The word "drawing" often brings to mind traditional pen-and-ink creations of Leonardo DaVinci's sketchbooks. In the 90s, however, the term has been largely redefined. This new look at what "drawing" really means is one of the strengths of the Boston Center for the Arts' fall exhibition "The Drawing Show."

The exhibit is a juried show featuring the work of 42 artists from Boston as well as other parts of New England. Painter Natalie Alper, sculptor Ah John Keys and the BCA's Exhibitions Manager Carole Anne Meehan curated the show; their combined vision and expertise makes for a show that is colorful and intimate as well as quite extensive in its scope.
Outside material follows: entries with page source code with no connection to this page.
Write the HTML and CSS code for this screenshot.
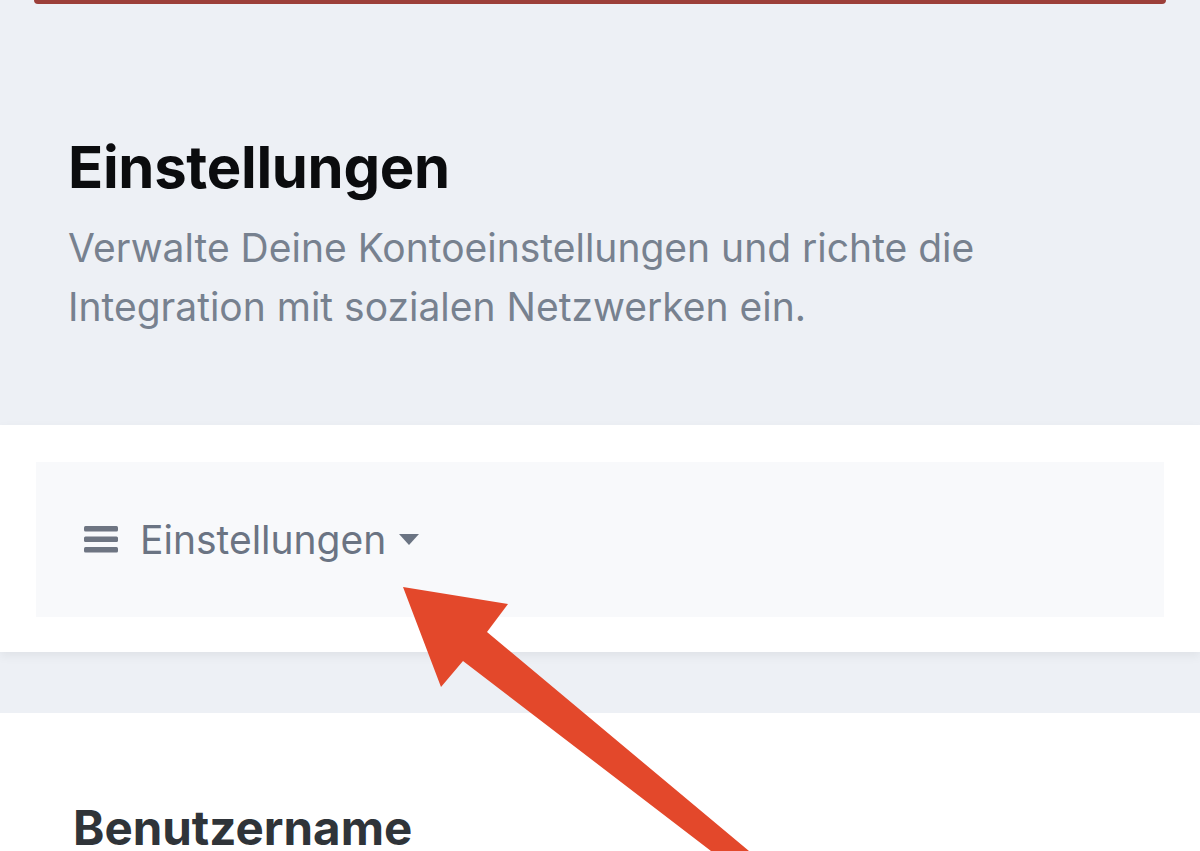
FILE: index.html
```html
<!DOCTYPE html>
<html lang="de">
<head>
    <meta charset="UTF-8">
    <title>Einstellungen</title>
    <link rel="stylesheet" href="styles.css">
</head>
<body>
    <div class="alert-edge"></div>

    <div class="page-header">
        <h1>Einstellungen</h1>
        <p>Verwalte Deine Kontoeinstellungen und richte die Integration mit sozialen Netzwerken ein.</p>
    </div>

    <div class="nav-panel">
        <div class="nav-box">
            <svg class="menu-icon" width="34" height="28" viewBox="0 0 34 28">
                <rect x="0" y="0" width="34" height="5.5" rx="1.5"/>
                <rect x="0" y="10.5" width="34" height="5.5" rx="1.5"/>
                <rect x="0" y="21" width="34" height="5.5" rx="1.5"/>
            </svg>
            <span class="nav-label">Einstellungen</span>
            <svg class="caret" width="20" height="11" viewBox="0 0 20 11">
                <path d="M0 0 H20 L10 11 Z"/>
            </svg>
        </div>
    </div>

    <div class="spacer"></div>

    <div class="section">
        <h2>Benutzername</h2>
    </div>

    <!-- Markierungspfeil über dem Screenshot -->
    <svg class="arrow" width="1200" height="851" viewBox="0 0 1200 851">
        <polygon points="403,587 508,604 487,632 749,851 711,851 463,661 441,687"/>
    </svg>
</body>
</html>
```

FILE: styles.css
```css
body {
    margin: 0;
    background-color: #edf0f5;
    font-family: Inter, "Noto Sans", sans-serif;
    overflow: hidden;
}

.alert-edge {
    height: 4px;
    margin: 0 34px;
    background-color: #9c3f39;
    border-radius: 0 0 6px 6px;
}

.page-header {
    padding: 127px 68px 0;
    height: 294px;
}

.page-header h1 {
    margin: 0;
    font-size: 58px;
    line-height: 72px;
    font-weight: 700;
    color: #0b0c0e;
    letter-spacing: -0.3px;
}

.page-header p {
    margin: 15px 0 0;
    font-size: 39px;
    line-height: 59px;
    color: #77818f;
    max-width: 960px;
}

.nav-panel {
    background-color: white;
    padding: 37px 36px 35px;
    box-shadow: 0 4px 10px rgba(0, 0, 0, 0.06);
    position: relative;
}

.nav-box {
    background-color: #f8f9fb;
    height: 155px;
    padding-left: 48px;
    display: flex;
    align-items: center;
}

.menu-icon {
    fill: #6e7582;
    margin-right: 22px;
}

.nav-label {
    font-size: 39px;
    color: #6b7483;
    margin-right: 13px;
}

.caret {
    fill: #6b7483;
}

.spacer {
    height: 61px;
}

.section {
    background-color: white;
    padding: 87px 73px 0;
    height: 300px;
}

.section h2 {
    margin: 0;
    font-size: 47.5px;
    line-height: 56px;
    font-weight: 700;
    color: #2f3439;
}

.arrow {
    position: absolute;
    top: 0;
    left: 0;
    fill: #e3482b;
}
```
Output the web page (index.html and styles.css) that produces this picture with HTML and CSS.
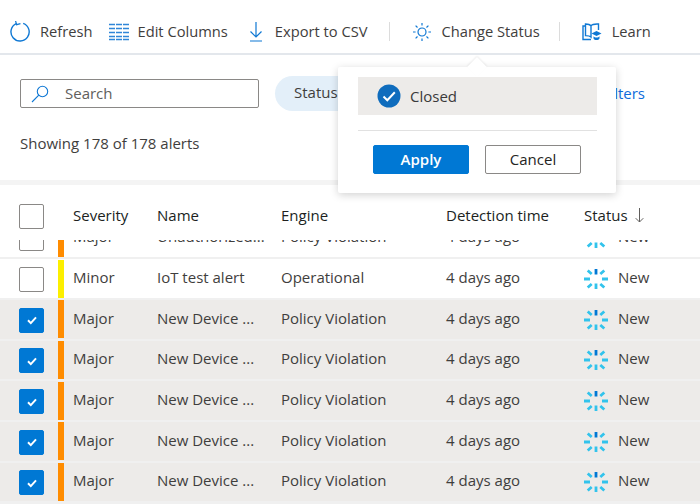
FILE: index.html
```html
<!DOCTYPE html>
<html lang="en">
<head>
<meta charset="utf-8">
<title>Alerts</title>
<link rel="stylesheet" href="styles.css">
</head>
<body>
<svg class="defs" width="0" height="0" aria-hidden="true">
  <defs>
    <g id="spin" fill="none" stroke-width="2.800" stroke-linecap="butt">
      <path d="M12 0v5.500" stroke="#0078d4"/>
      <path d="M20.300 1.500l-4 3.500M24 10h-6M20.300 18.500l-4-3.500M12 20v-5.500M3.700 18.500l4-3.500M0 10h6M3.700 1.500l4 3.500" stroke="#32c3ec"/>
    </g>
    <g id="tick"><path d="M4 8.300l2.800 2.800L12 5.400" fill="none" stroke="#fff" stroke-width="2"/></g>
  </defs>
</svg>
<main class="page">
  <header class="toolbar">
    <button class="tool tool-refresh">
      <svg class="ico" width="20" height="22" viewBox="0 0 20 22"><path d="M6.200 2.600A9.100 9.100 0 1 0 13.200 2.300" fill="none" stroke="#0f78d4" stroke-width="1.400"/><path d="M6.400 -0.200v4h4" fill="none" stroke="#0f78d4" stroke-width="1.200" transform="rotate(-15 6 3)"/></svg>
      <span>Refresh</span>
    </button>
    <button class="tool tool-edit">
      <svg class="ico" width="20" height="18" viewBox="0 0 20 18"><path d="M0 1.500h20M0 5.500h20M0 9.500h20M0 13.500h20M0 16.500h20" stroke="#2f86d8" stroke-width="1.600" fill="none"/><path d="M6.500 0v18M13.500 0v18" stroke="#fff" stroke-width="1"/></svg>
      <span>Edit Columns</span>
    </button>
    <button class="tool tool-export">
      <svg class="ico" width="14" height="20" viewBox="0 0 14 20"><path d="M7 0v15M1.500 9.500L7 15l5.500-5.500M1 19h12" fill="none" stroke="#0f78d4" stroke-width="1.200"/></svg>
      <span>Export to CSV</span>
    </button>
    <i class="sep sep-a"></i>
    <button class="tool tool-status">
      <svg class="ico" width="18" height="18" viewBox="0 0 18 18"><circle cx="9" cy="9" r="4" fill="none" stroke="#0f78d4" stroke-width="1.200"/><path d="M9 0v2.600M9 15.400V18M0 9h2.600M15.400 9H18M2.600 2.600l1.900 1.900M13.500 13.500l1.900 1.900M2.600 15.400l1.900-1.900M13.500 4.500l1.900-1.900" stroke="#0f78d4" stroke-width="1.200"/></svg>
      <span>Change Status</span>
    </button>
    <i class="sep sep-b"></i>
    <button class="tool tool-learn">
      <svg class="ico" width="20" height="18" viewBox="0 0 20 18"><path d="M3.500 3H1v13.500h8" fill="none" stroke="#0f78d4" stroke-width="1.400"/><path d="M3.500 1c2.500 0 4.500.5 5.500 1.800V14c-1-1-3-1.400-5.500-1.400zM9 2.800C10 1.500 12 1 15 1h1.500v6" fill="none" stroke="#0f78d4" stroke-width="1.400"/><path d="M9.500 10.500l5-2.500 5 2.500-5 2.500z" fill="#0f78d4"/><path d="M11.500 13.200c1 1.800 5 1.800 6 0v2.400c-1 2-5 2-6 0z" fill="#0f78d4"/></svg>
      <span>Learn</span>
    </button>
  </header>

  <section class="filters">
    <div class="filter-row">
      <label class="search">
        <svg width="18" height="18" viewBox="0 0 18 18"><circle cx="11.500" cy="6.500" r="5.200" fill="none" stroke="#0f78d4" stroke-width="1.100"/><path d="M7.800 10.200L1 17" stroke="#0f78d4" stroke-width="1.100"/></svg>
        <span>Search</span>
      </label>
      <span class="pill">Status</span>
      <a class="link">Filters</a>
    </div>
    <p class="count">Showing 178 of 178 alerts</p>
  </section>

  <section class="table">
    <div class="row head">
      <span class="check"></span><span class="bar none"></span>
      <span>Severity</span><span>Name</span><span>Engine</span><span>Detection time</span>
      <span class="sort">Status <svg width="9" height="15" viewBox="0 0 9 15"><path d="M4.500 0v14M.7 10.200l3.800 3.800 3.800-3.800" fill="none" stroke="#605e5c" stroke-width="1"/></svg></span>
    </div>
    <div class="rows">
      <div class="row scrolled">
        <span class="check"></span><span class="bar major"></span>
        <span>Major</span><span>Unauthorized...</span><span>Policy Violation</span><span>4 days ago</span>
        <span class="st"><svg class="spin" width="24" height="20" viewBox="0 0 24 20"><use href="#spin"/></svg>New</span>
      </div>
      <div class="row">
        <span class="check"></span><span class="bar minor"></span>
        <span>Minor</span><span>IoT test alert</span><span>Operational</span><span>4 days ago</span>
        <span class="st"><svg class="spin" width="24" height="20" viewBox="0 0 24 20"><use href="#spin"/></svg>New</span>
      </div>
      <div class="row sel">
        <span class="check on"><svg width="16" height="16" viewBox="0 0 16 16"><use href="#tick"/></svg></span><span class="bar major"></span>
        <span>Major</span><span>New Device ...</span><span>Policy Violation</span><span>4 days ago</span>
        <span class="st"><svg class="spin" width="24" height="20" viewBox="0 0 24 20"><use href="#spin"/></svg>New</span>
      </div>
      <div class="row sel">
        <span class="check on"><svg width="16" height="16" viewBox="0 0 16 16"><use href="#tick"/></svg></span><span class="bar major"></span>
        <span>Major</span><span>New Device ...</span><span>Policy Violation</span><span>4 days ago</span>
        <span class="st"><svg class="spin" width="24" height="20" viewBox="0 0 24 20"><use href="#spin"/></svg>New</span>
      </div>
      <div class="row sel">
        <span class="check on"><svg width="16" height="16" viewBox="0 0 16 16"><use href="#tick"/></svg></span><span class="bar major"></span>
        <span>Major</span><span>New Device ...</span><span>Policy Violation</span><span>4 days ago</span>
        <span class="st"><svg class="spin" width="24" height="20" viewBox="0 0 24 20"><use href="#spin"/></svg>New</span>
      </div>
      <div class="row sel">
        <span class="check on"><svg width="16" height="16" viewBox="0 0 16 16"><use href="#tick"/></svg></span><span class="bar major"></span>
        <span>Major</span><span>New Device ...</span><span>Policy Violation</span><span>4 days ago</span>
        <span class="st"><svg class="spin" width="24" height="20" viewBox="0 0 24 20"><use href="#spin"/></svg>New</span>
      </div>
      <div class="row sel">
        <span class="check on"><svg width="16" height="16" viewBox="0 0 16 16"><use href="#tick"/></svg></span><span class="bar major"></span>
        <span>Major</span><span>New Device ...</span><span>Policy Violation</span><span>4 days ago</span>
        <span class="st"><svg class="spin" width="24" height="20" viewBox="0 0 24 20"><use href="#spin"/></svg>New</span>
      </div>
    </div>
  </section>

  <aside class="popover">
    <i class="beak"></i>
    <div class="option">
      <svg width="24" height="24" viewBox="0 0 24 24"><circle cx="12" cy="12" r="11.500" fill="#0f6cbd"/><path d="M6.500 12.500l3.800 3.800 7.500-8" fill="none" stroke="#fff" stroke-width="2"/></svg>
      <span>Closed</span>
    </div>
    <hr class="rule">
    <div class="actions">
      <button class="btn primary">Apply</button>
      <button class="btn">Cancel</button>
    </div>
  </aside>
</main>
</body>
</html>
```
FILE: styles.css
```css
* { box-sizing: border-box; }
html, body { margin: 0; padding: 0; }
body {
  width: 700px;
  height: 504px;
  overflow: hidden;
  background: #fff;
  font-family: "Open Sans", "Noto Sans", sans-serif;
  font-size: 15px;
  color: #3f3e3d;
}
.defs { position: absolute; }
.page { position: relative; height: 504px; overflow: hidden; }

.toolbar {
  height: 55px;
  padding: 10px 0 0 10px;
  display: flex;
  align-items: center;
  border-bottom: 2px solid #e3e7ec;
  font-size: 14.700px;
}
.tool {
  display: flex;
  align-items: center;
  padding: 0;
  border: 0;
  background: none;
  font: inherit;
  color: inherit;
  white-space: nowrap;
}
.tool span { padding-bottom: 2px; }
.tool .ico { flex: none; }
.tool-refresh { gap: 10px; }
.tool-edit { gap: 9px; margin-left: 16px; }
.tool-export { gap: 12px; margin-left: 21px; }
.tool-status { gap: 11px; margin-left: 23px; }
.tool-learn { gap: 10px; margin-left: 22px; }
.sep { width: 1px; height: 19px; background: #dcdcdc; margin-left: 21px; }
.sep-b { margin-left: 19px; }

.filters {
  height: 130px;
  padding: 24px 20px 0;
  border-bottom: 5px solid #f4f4f4;
}
.filter-row { display: flex; align-items: center; height: 29px; }
.search {
  width: 239px;
  height: 29px;
  display: flex;
  align-items: center;
  gap: 16px;
  padding-left: 10px;
  border: 1px solid #8a8886;
  border-radius: 2px;
  color: #605e5c;
}
.search span { padding-bottom: 2px; }
.pill {
  flex: none;
  width: 130px;
  height: 35px;
  margin-left: 16px;
  padding: 0 0 3px 19px;
  display: flex;
  align-items: center;
  border-radius: 18px;
  background: #e3eff9;
}
.link { margin-left: auto; padding: 0 35px 1px 0; color: #0f6cdc; }
.count { margin: 25px 0 0; line-height: 20px; }

.row {
  display: grid;
  grid-template-columns: 25px 14px 6px 9px 84px 124px 165px 138px 1fr;
  padding-left: 19px;
  align-items: center;
  height: 38.700px;
  margin-bottom: 2px;
}
.row > :nth-child(1) { grid-column: 1; }
.row > :nth-child(2) { grid-column: 3; }
.row > :nth-child(3) { grid-column: 5; }
.row > :nth-child(4) { grid-column: 6; white-space: nowrap; }
.row > :nth-child(5) { grid-column: 7; }
.row > :nth-child(6) { grid-column: 8; }
.row > :nth-child(7) { grid-column: 9; }
.head {
  height: 55px;
  margin: 0;
  padding-top: 8px;
  color: #201f1e;
  font-weight: 500;
}
.head > span:nth-child(n+3) { padding-bottom: 3px; }
.head .none { background: none; height: 1px; }
.sort { display: flex; align-items: center; gap: 7px; }
.rows { height: 264px; overflow: hidden; background: #f0f0f0; }
.rows .row { background: #fff; }
.rows .sel { background: #edebe9; }
.rows .row > span:nth-child(n+3) { padding-bottom: 3px; }
.rows .check { margin-top: 2px; }
.scrolled { margin-top: -21.500px; }
.check {
  width: 25px;
  height: 25px;
  border: 1px solid #8a8886;
  border-radius: 2px;
  background: #fff;
  display: flex;
  align-items: center;
  justify-content: center;
}
.check.on { background: #0078d4; border-color: #0078d4; }
.bar { width: 6px; height: 38px; }
.major { background: #ff8c00; }
.minor { background: #fcef00; }
.rows .st { display: flex; align-items: center; gap: 10px; }
.spin { flex: none; margin-top: 4px; }

.popover {
  position: absolute;
  left: 338px;
  top: 67px;
  width: 278px;
  height: 126px;
  padding: 10px 19px 0 20px;
  background: #fff;
  border-radius: 2px;
  box-shadow: 0 2px 9px rgba(0, 0, 0, .18);
}
.beak {
  position: absolute;
  left: 132px;
  top: -7px;
  width: 14px;
  height: 14px;
  background: #fff;
  transform: rotate(45deg);
  box-shadow: -1px -1px 2px rgba(0, 0, 0, .07);
}
.option {
  position: relative;
  height: 38px;
  display: flex;
  align-items: center;
  gap: 9px;
  padding-left: 19px;
  background: #edebe9;
  color: #3a3a3a;
}
.rule { height: 1px; margin: 15px 0 14px; border: 0; background: #e1e1e1; }
.actions { display: flex; gap: 16px; padding-left: 15px; }
.btn {
  width: 96px;
  height: 29px;
  padding: 0 0 2px;
  border: 1px solid #8a8886;
  border-radius: 2px;
  background: #fff;
  font: inherit;
  font-weight: 500;
  color: #252423;
}
.btn.primary { background: #0078d4; border-color: #0078d4; color: #fff; font-weight: 600; }
```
The show includes over 65 works; several artists contributed more than one work. The pieces range from more traditional drawings, like Kate Sullivan's cityscape "View from Post Office," to sculpture, like Bradley J. Rubenstein's "Drawing Device #3"--a motorized plastic gadget that "walks" on four pencil "legs," leaving lines and shapes in its path.

Portraiture thematically links many of the pieces together despite the wide range of styles. Bruce Kamanski's "Portrait of Mary Novak" is a photo-realistic piece: the artist used a photograph instead of a model as inspiration to create a work that is so precise that it is indistinguishable from a photo.

Conversely, Phillip Schwartz's "Job's Curse" is a near-life-size work featuring a gaunt, sketched figure whose outline is filled with a grim monologue that begins "God damn the day I was born and the night that forced me from the womb." Susan Avishal looks at portraiture in a completely different way. Trained as an illustrator, she draws detailed close-ups of the clothing that people wear; she describes her work as "a metaphor for any covering which can both hide and reveal what is underneath."

In addition to portraiture, architectural sketches are another major subdivision of the genre of drawing. Featured in this exhibition are two works by Preston Scott Cohen, an artist who earned his master's degree at Harvard's Graduate School of Design and is now an assistant professor of architecture there. His drawings, with titles like "Third Sterotomic Object Intersecting Previous Two on a Near Horizontal Axis" can appear somewhat daunting to a layman but can still be appreciated for their intricate, precise lines and complex forms.

While sculpture may seem out of place in a show about drawing, the few three-dimensional pieces in the exhibition are quite well integrated with the rest of the works. Scott Davis's "America Has a Lot of Holes" is a sheet of white paper on which the outline of the flag is made of pinpricks. The work, which is reminiscent of some of the paintings of Jasper Johns, is a drawing in the eyes of the artist.

Davis asserts in his artist's statement (each artist provided the gallery a personal explanation of the methods and inspiration for their works): "A landscape, a series of free-form lines, or even a tiny hole in a piece of paper can all be equally definable as drawings--they're all `drawn' from the mind of ideas." His statement seems to embody the sentiment of the jury that chose the works for the show; this broad definition of drawing makes for a vital and unique collection of art.